> **Directions for this task**:
Begin with the first line and repeat exactly through the line containing "import React from"; leave every image out.

»»

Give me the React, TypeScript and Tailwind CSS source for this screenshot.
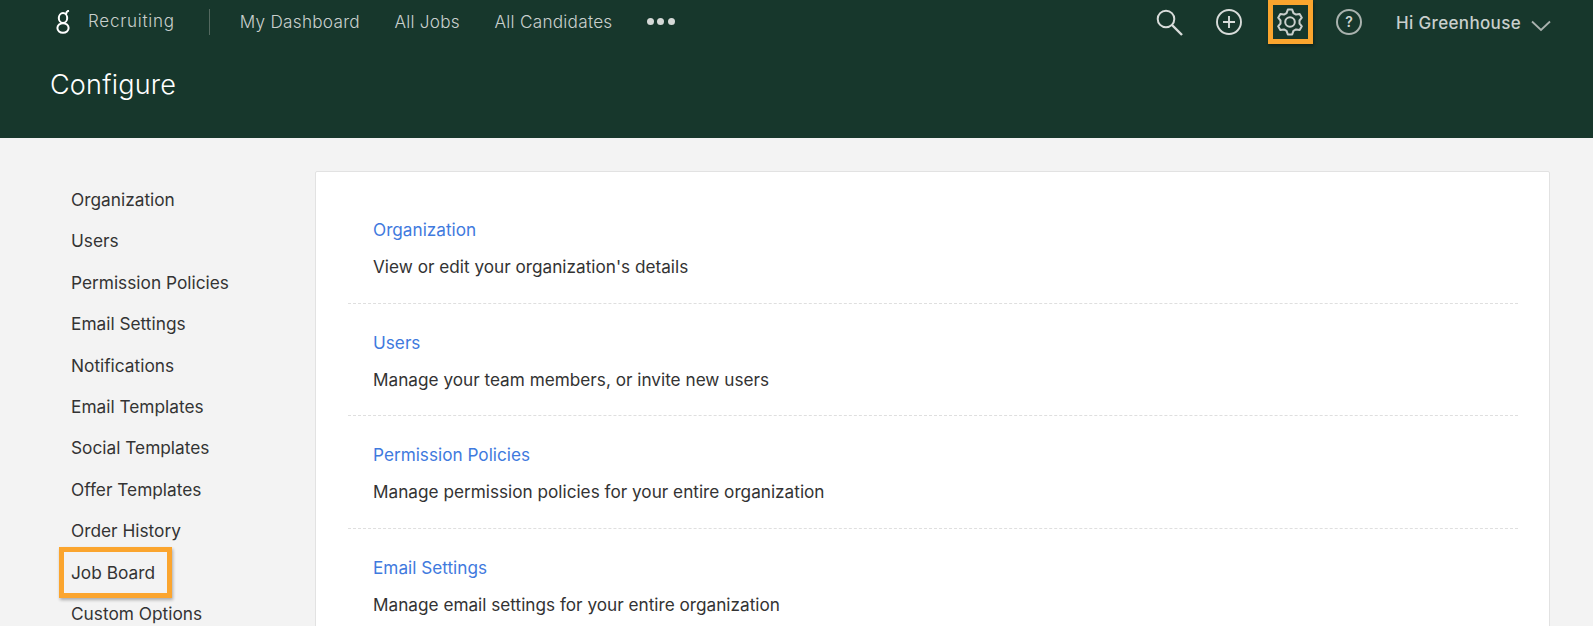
import React from "react";

const side = ["Organization","Users","Permission Policies","Email Settings","Notifications","Email Templates","Social Templates","Offer Templates","Order History","Job Board","Custom Options"];
const rows = [
  ["Organization","View or edit your organization's details"],
  ["Users","Manage your team members, or invite new users"],
  ["Permission Policies","Manage permission policies for your entire organization"],
  ["Email Settings","Manage email settings for your entire organization"],
];

function gearPath() {
  const pts: string[] = [];
  const p = (r: number, deg: number) => {
    const a = (deg * Math.PI) / 180;
    return `${(14 + r * Math.cos(a)).toFixed(2)} ${(14 + r * Math.sin(a)).toFixed(2)}`;
  };
  for (let i = 0; i < 6; i++) {
    const a = -90 + i * 60;
    pts.push(p(9.6, a - 21), p(12.6, a - 10), p(12.6, a + 10), p(9.6, a + 21));
  }
  return "M" + pts.join(" L") + " Z";
}

export default function App() {
  return (
    <div className="h-[626px] w-[1593px] overflow-hidden bg-[#f3f3f3] font-['Inter','Liberation_Sans',sans-serif]">
      <header className="h-[138px] bg-[#17372c] pl-[50px] pr-[42px]">
        <div className="flex h-[44px] items-center">
          <svg width="16" height="26" viewBox="0 0 16 26" fill="none" stroke="#fff" strokeWidth="2" className="ml-[5px] mt-[1px]">
            <ellipse cx="8" cy="8" rx="4.2" ry="4.9" />
            <ellipse cx="8" cy="18" rx="5.6" ry="4.8" />
            <path d="M11 4.5 C11 2.5 12 1 14 0.6" />
          </svg>
          <span className="ml-[17px] text-[17px] font-light tracking-[0.75px] text-[#c9cfcc]">Recruiting</span>
          <div className="ml-[34px] h-[26px] w-px bg-[#53685f]" />
          <nav className="ml-[30px] flex items-center gap-[34.5px] text-[17.2px] font-light tracking-[0.25px] text-[#c9cfcc]">
            <span>My Dashboard</span>
            <span>All Jobs</span>
            <span>All Candidates</span>
            <span className="flex gap-[3.5px]">
              <i className="size-[7px] rounded-full bg-[#d5d9d7]" />
              <i className="size-[7px] rounded-full bg-[#d5d9d7]" />
              <i className="size-[7px] rounded-full bg-[#d5d9d7]" />
            </span>
          </nav>
          <div className="ml-auto flex items-center">
            <svg width="30" height="30" viewBox="0 0 30 30" fill="none" stroke="#d8dcda" strokeWidth="2">
              <circle cx="12" cy="12" r="8.3" />
              <path d="M18 18 L28 28" strokeWidth="2.4" />
            </svg>
            <svg width="28" height="28" viewBox="0 0 28 28" fill="none" stroke="#d8dcda" strokeWidth="1.9" className="ml-[31px]">
              <circle cx="14" cy="14" r="12" />
              <path d="M14 8 V20 M8 14 H20" />
            </svg>
            <div className="ml-[25px] flex h-[44px] w-[45px] items-center justify-center border-[5px] border-[#fba52e] shadow-[1px_2px_3px_rgba(0,0,0,0.35)]">
              <svg width="28" height="28" viewBox="0 0 28 28" fill="none" stroke="#c9cfcc" strokeWidth="2" strokeLinejoin="round" className="shrink-0">
                <path d={gearPath()} />
                <circle cx="14" cy="14" r="4.8" />
              </svg>
            </div>
            <div className="ml-[23px] flex size-[26px] items-center justify-center rounded-full border-2 border-[#a9b2ae] text-[14px] font-semibold leading-none text-[#d0d5d2]">?</div>
            <span className="ml-[34px] mt-[4px] text-[17px] font-medium tracking-[0.35px] text-[#c9cfcc]">Hi Greenhouse</span>
            <svg width="20" height="12" viewBox="0 0 20 12" fill="none" stroke="#a9b2ae" strokeWidth="1.8" className="ml-[10px] mt-[7px]">
              <path d="M1 1.5 L10 10 L19 1.5" />
            </svg>
          </div>
        </div>
        <h1 className="mt-[23px] text-[27px] font-light leading-[36px] tracking-[0.2px] text-white">Configure</h1>
      </header>
      <div className="flex pl-[71px] pr-[43px] pt-[33px]">
        <aside className="flex w-[244px] shrink-0 flex-col pt-[8px] text-[17.3px] text-[#333]">
          {side.map((s) => (
            <div key={s} className="relative flex h-[41.45px] shrink-0 items-center">
              {s === "Job Board" && (
                <div className="absolute left-[-12px] top-[-5px] h-[51px] w-[113px] border-[5px] border-[#fba52e] shadow-[1px_2px_3px_rgba(0,0,0,0.3)]" />
              )}
              {s}
            </div>
          ))}
        </aside>
        <main className="flex-1 rounded-[2px] border border-[#e2e2e2] bg-white pl-[32px] pr-[31px] pt-[19px]">
          {rows.map(([t, d], i) => (
            <div key={t} className={`h-[112.7px] pl-[25px] pt-[26px] ${i < 3 ? "border-b border-dashed border-[#dfdfdf]" : ""}`}>
              <div className="h-[37px] text-[17.2px] leading-[26px] text-[#3f7ade]">{t}</div>
              <div className="text-[17.2px] leading-[26px] text-[#333]">{d}</div>
            </div>
          ))}
        </main>
      </div>
    </div>
  );
}
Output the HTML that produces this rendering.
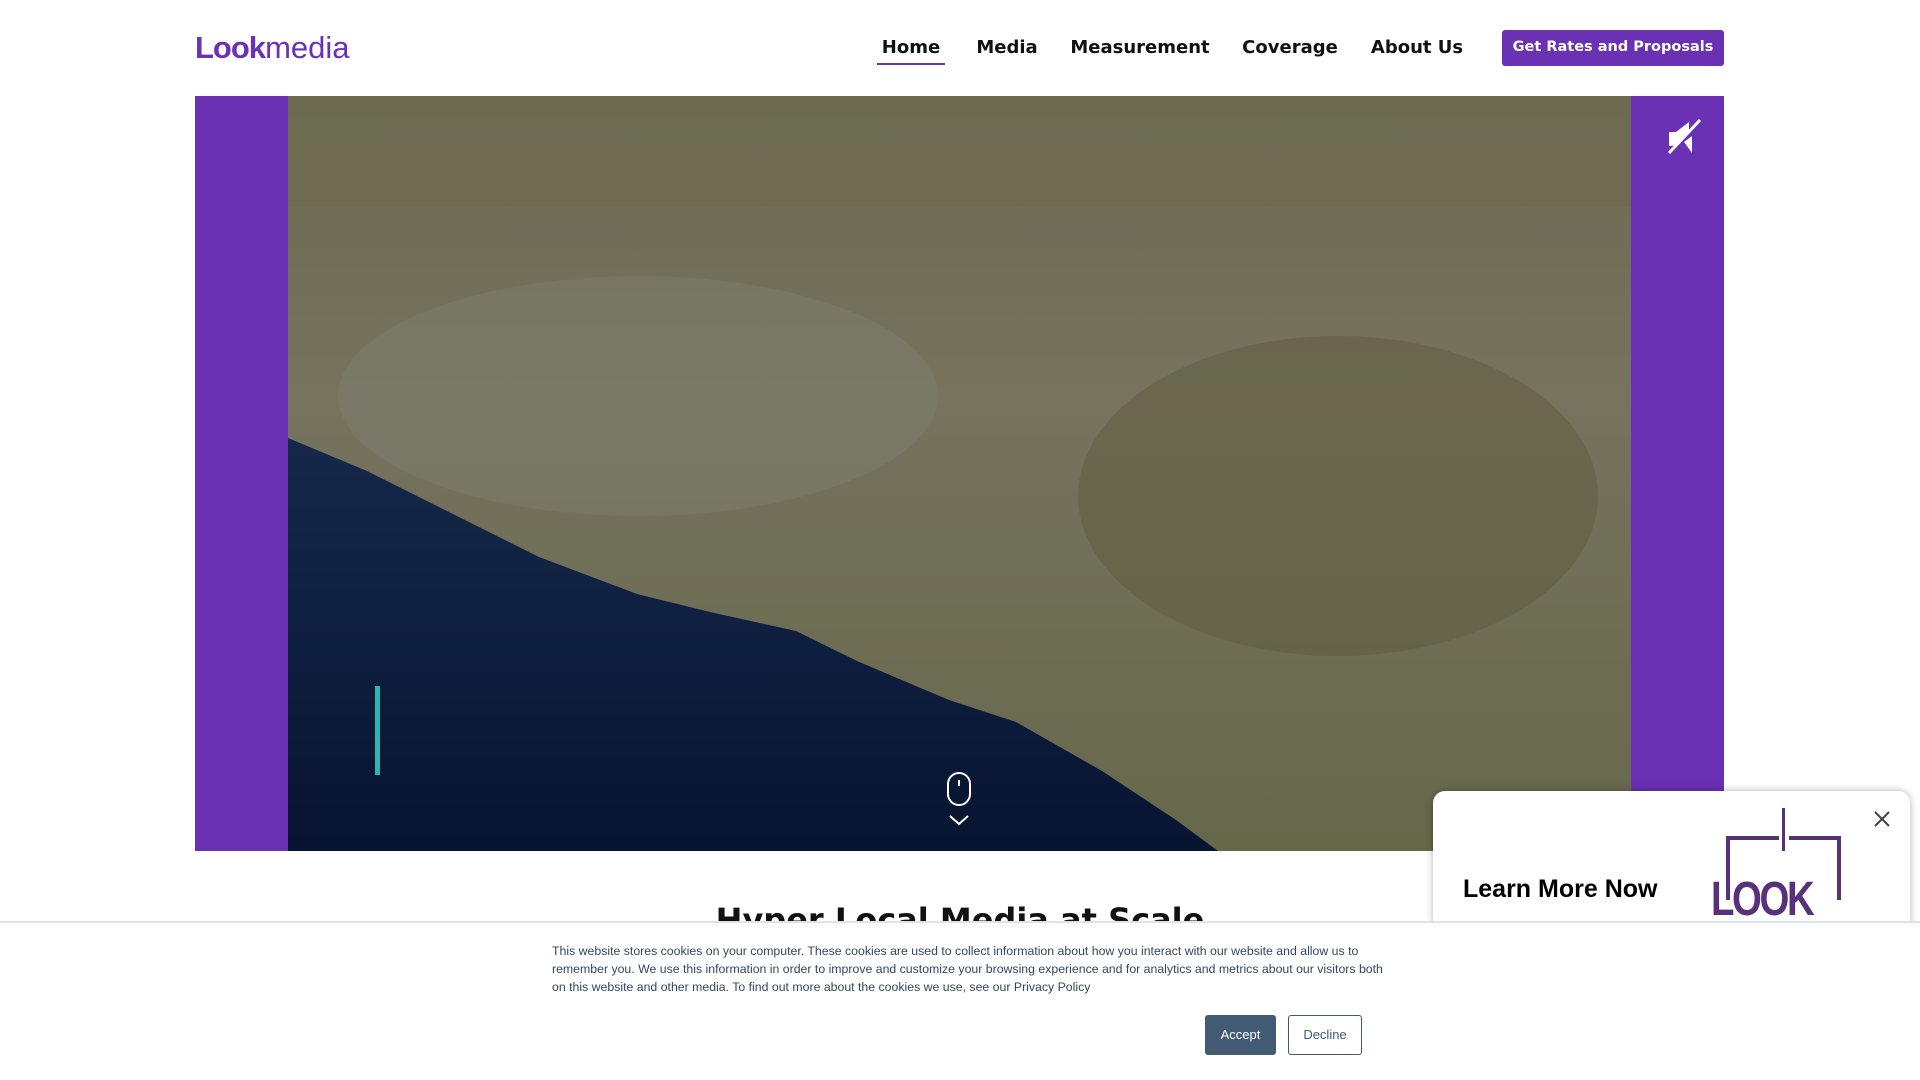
<!DOCTYPE html>
<html><head><meta charset="utf-8"><style>
*{margin:0;padding:0;box-sizing:border-box}
body{width:1920px;height:1080px;overflow:hidden;background:#fff;font-family:"DejaVu Sans","Liberation Sans",sans-serif;position:relative}
.logo{position:absolute;left:195px;top:30px;font-family:"Liberation Sans",sans-serif;font-size:31px;color:#6a31b5;letter-spacing:-1px}
.logo b{font-weight:900}.logo span{font-weight:300;letter-spacing:0}
.nav a{position:absolute;top:37px;font-size:18px;font-weight:bold;color:#111;text-decoration:none;transform:translateX(-50%);white-space:nowrap}
.ul{position:absolute;left:877px;top:63px;width:68px;height:2px;background:#6a31b5}
.btn{position:absolute;left:1502px;top:30px;width:222px;height:36px;background:#6a31b5;border-radius:3px;color:#fff;font-weight:bold;font-size:14.5px;text-align:center;line-height:34px}
.hero{position:absolute;left:195px;top:96px;width:1529px;height:755px;background:#6a31b5}
.vid{position:absolute;left:93px;top:0;width:1343px;height:755px;overflow:hidden}
h1{position:absolute;left:0;width:1920px;top:901px;text-align:center;font-size:32px;font-weight:bold;color:#111}
.cookie{position:absolute;left:0;top:921px;width:1920px;height:159px;background:#fff;border-top:2px solid #dde3ea}
.cookie p{position:absolute;left:552px;top:19px;width:845px;font-family:"Liberation Sans",sans-serif;font-size:12.3px;line-height:18px;color:#33475b}
.acc{position:absolute;left:1205px;top:92px;width:71px;height:40px;background:#435a75;color:#fff;border-radius:3px;font-family:"Liberation Sans",sans-serif;font-size:13px;text-align:center;line-height:40px}
.dec{position:absolute;left:1288px;top:92px;width:74px;height:40px;border:1px solid #435a75;color:#435a75;border-radius:3px;font-family:"Liberation Sans",sans-serif;font-size:13px;text-align:center;line-height:38px}
.pop{position:absolute;left:1433px;top:791px;width:477px;height:140px;background:#fff;border-radius:12px;box-shadow:0 0 8px rgba(0,0,0,.3);overflow:hidden}
.pop .t{position:absolute;left:30px;top:84px;font-family:"Liberation Sans",sans-serif;font-weight:bold;font-size:25px;color:#000}
</style></head><body>
<div class="logo"><b>Look</b><span>media</span></div>
<div class="nav"><a style="left:911px">Home</a><a style="left:1007px">Media</a><a style="left:1140px">Measurement</a><a style="left:1290px">Coverage</a><a style="left:1417px">About Us</a></div>
<div class="ul"></div>
<div class="btn">Get Rates and Proposals</div>
<div class="hero">
<div class="vid"><svg width="1343" height="755">
<defs><linearGradient id="g" x1="0" y1="0" x2="0" y2="1"><stop offset="0" stop-color="#6c6a52"/><stop offset=".4" stop-color="#76735f"/><stop offset="1" stop-color="#66684a"/></linearGradient>
<linearGradient id="o" x1="0" y1="0" x2="0" y2="1"><stop offset="0" stop-color="#16284a"/><stop offset="1" stop-color="#071432"/></linearGradient></defs>
<rect width="1343" height="755" fill="url(#g)"/>
<rect x="0" y="0" width="1343" height="110" fill="#6e6b50" opacity=".6"/>
<ellipse cx="1050" cy="400" rx="260" ry="160" fill="#5d5c3e" opacity=".5"/>
<ellipse cx="350" cy="300" rx="300" ry="120" fill="#85847a" opacity=".3"/>
<polygon points="0,342 79,375 165,418 251,461 349,498 422,516 508,535 569,565 661,604 728,626 814,675 888,724 930,755 0,755" fill="url(#o)"/>
<rect x="87" y="590" width="5" height="89" fill="#2bb5b5"/>
</svg>
<svg style="position:absolute;left:657px;top:676px" width="30" height="80"><rect x="3" y="1" width="22" height="32" rx="11" fill="none" stroke="#fff" stroke-width="2"/><line x1="14" y1="8" x2="14" y2="14" stroke="#fff" stroke-width="2"/><polyline points="5,44 14,52 23,44" fill="none" stroke="#fff" stroke-width="2"/></svg>
</div>
<svg style="position:absolute;left:1470px;top:20px" width="40" height="40"><polygon points="4,16 11,16 11,30 4,30" fill="#fff"/><polygon points="11,16 24,6 24,16 11,30" fill="#fff"/><polygon points="19,26 27,20 27,37" fill="#fff"/><line x1="4" y1="37" x2="35" y2="4" stroke="#fff" stroke-width="3"/></svg>
</div>
<h1>Hyper Local Media at Scale</h1>
<div class="pop"><div class="t">Learn More Now</div>
<div style="position:absolute;left:278px;top:81px;font-family:'Liberation Sans',sans-serif;font-weight:900;font-size:48px;color:#57317a;letter-spacing:-3px;transform:scaleX(.8);transform-origin:left">LOOK</div>
<div style="position:absolute;left:293px;top:45px;width:115px;height:64px;border:4px solid #57317a;border-bottom:none"></div>
<div style="position:absolute;left:346px;top:17px;width:10px;height:45px;background:#fff"></div>
<div style="position:absolute;left:349px;top:17px;width:3px;height:43px;background:#57317a"></div>
<svg style="position:absolute;left:440px;top:19px" width="18" height="18"><path d="M2 2L16 16M16 2L2 16" stroke="#444" stroke-width="2"/></svg>
</div>
<div class="cookie"><p>This website stores cookies on your computer. These cookies are used to collect information about how you interact with our website and allow us to remember you. We use this information in order to improve and customize your browsing experience and for analytics and metrics about our visitors both on this website and other media. To find out more about the cookies we use, see our Privacy Policy</p>
<div class="acc">Accept</div><div class="dec">Decline</div></div>
</body></html>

««

> **Output of the task**:
Give me the React, TypeScript and Tailwind CSS source for this screenshot.
import React from "react";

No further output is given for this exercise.